═══ Supplied material
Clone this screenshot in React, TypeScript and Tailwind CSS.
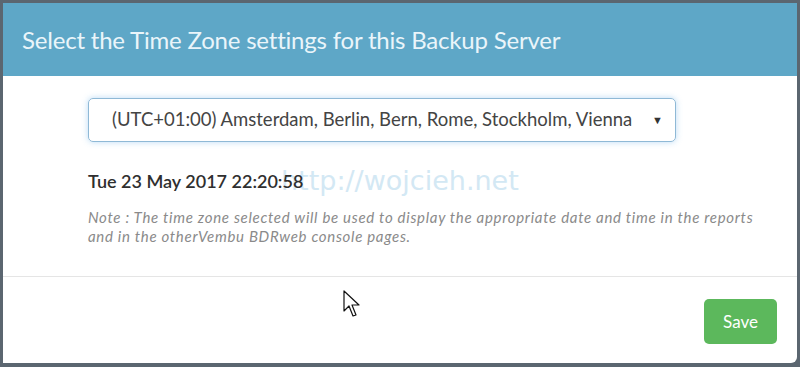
export default function App() {
  return (
    <div
      className="h-[367px] w-[800px] overflow-hidden bg-[#5b6670] pl-[3px] pr-[3px] pt-[3px] pb-[4px]"
      style={{ fontFamily: 'Lato, "Open Sans", sans-serif' }}
    >
      <div className="flex h-full flex-col overflow-hidden rounded-br-[6px] bg-white">
        {/* Header */}
        <div className="flex h-[73px] shrink-0 items-center bg-[#5ea7c7] pl-[19px]">
          <h1 className="text-[24px] font-normal tracking-[-0.2px] text-[#eaf5fa]">
            Select the Time Zone settings for this Backup Server
          </h1>
        </div>

        {/* Body */}
        <div className="relative flex h-[201px] shrink-0 flex-col border-b border-[#e5e5e5] pl-[85px] pr-[20px] pt-[22px]">
          <div className="relative flex h-[44px] w-[588px] items-center rounded-[5px] border border-[#8fb9d6] pl-[23px] pr-[12px] shadow-[0_0_6px_rgba(102,175,233,0.45)]">
            <span className="text-[18.5px] text-[#444]">
              (UTC+01:00) Amsterdam, Berlin, Bern, Rome, Stockholm, Vienna
            </span>
            <span className="ml-auto text-[11px] text-[#333]">▼</span>
          </div>

          {/* watermark, drawn under the date */}
          <span
            className="pointer-events-none absolute left-[278px] top-[85px] text-[27px] text-[#d3e8f4]"
            style={{ fontFamily: '"DejaVu Sans", sans-serif' }}
          >
            http://wojcieh.net
          </span>

          <p className="relative mt-[26px] w-fit text-[18px] font-semibold text-[#2f2f2f]">
            Tue 23 May 2017 22:20:58
          </p>

          <p className="mt-[13px] w-[684px] text-[15px] italic leading-[19px] tracking-[0.7px] text-[#8a8a8a]">
            Note : The time zone selected will be used to display the appropriate date and time in the reports and in the otherVembu BDRweb console pages.
          </p>
        </div>

        {/* Footer */}
        <div className="relative flex flex-1 items-start justify-end pr-[20px] pt-[22px]">
          <button className="h-[45px] w-[73px] rounded-[5px] bg-[#5cb85c] text-[17px] text-white">
            Save
          </button>
          <svg
            className="absolute left-[340px] top-[13px]"
            width="20"
            height="30"
            viewBox="0 0 20 30"
          >
            <path
              d="M1 1 L1 21 L6 16 L10 26 L13 25 L9 15 L16 15 Z"
              fill="white"
              stroke="#111"
              strokeWidth="1.2"
              strokeLinejoin="round"
            />
          </svg>
        </div>
      </div>
    </div>
  );
}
══════
Working from the lines above, reproduce the material exactly and exclude its pictures.

Result of this task:
Clone this screenshot in React, TypeScript and Tailwind CSS.
export default function App() {
  return (
    <div
      className="h-[367px] w-[800px] overflow-hidden bg-[#5b6670] pl-[3px] pr-[3px] pt-[3px] pb-[4px]"
      style={{ fontFamily: 'Lato, "Open Sans", sans-serif' }}
    >
      <div className="flex h-full flex-col overflow-hidden rounded-br-[6px] bg-white">
        {/* Header */}
        <div className="flex h-[73px] shrink-0 items-center bg-[#5ea7c7] pl-[19px]">
          <h1 className="text-[24px] font-normal tracking-[-0.2px] text-[#eaf5fa]">
            Select the Time Zone settings for this Backup Server
          </h1>
        </div>

        {/* Body */}
        <div className="relative flex h-[201px] shrink-0 flex-col border-b border-[#e5e5e5] pl-[85px] pr-[20px] pt-[22px]">
          <div className="relative flex h-[44px] w-[588px] items-center rounded-[5px] border border-[#8fb9d6] pl-[23px] pr-[12px] shadow-[0_0_6px_rgba(102,175,233,0.45)]">
            <span className="text-[18.5px] text-[#444]">
              (UTC+01:00) Amsterdam, Berlin, Bern, Rome, Stockholm, Vienna
            </span>
            <span className="ml-auto text-[11px] text-[#333]">▼</span>
          </div>

          {/* watermark, drawn under the date */}
          <span
            className="pointer-events-none absolute left-[278px] top-[85px] text-[27px] text-[#d3e8f4]"
            style={{ fontFamily: '"DejaVu Sans", sans-serif' }}
          >
            http://wojcieh.net
          </span>

          <p className="relative mt-[26px] w-fit text-[18px] font-semibold text-[#2f2f2f]">
            Tue 23 May 2017 22:20:58
          </p>

          <p className="mt-[13px] w-[684px] text-[15px] italic leading-[19px] tracking-[0.7px] text-[#8a8a8a]">
            Note : The time zone selected will be used to display the appropriate date and time in the reports and in the otherVembu BDRweb console pages.
          </p>
        </div>

        {/* Footer */}
        <div className="relative flex flex-1 items-start justify-end pr-[20px] pt-[22px]">
          <button className="h-[45px] w-[73px] rounded-[5px] bg-[#5cb85c] text-[17px] text-white">
            Save
          </button>
          <svg
            className="absolute left-[340px] top-[13px]"
            width="20"
            height="30"
            viewBox="0 0 20 30"
          >
            <path
              d="M1 1 L1 21 L6 16 L10 26 L13 25 L9 15 L16 15 Z"
              fill="white"
              stroke="#111"
              strokeWidth="1.2"
              strokeLinejoin="round"
            />
          </svg>
        </div>
      </div>
    </div>
  );
}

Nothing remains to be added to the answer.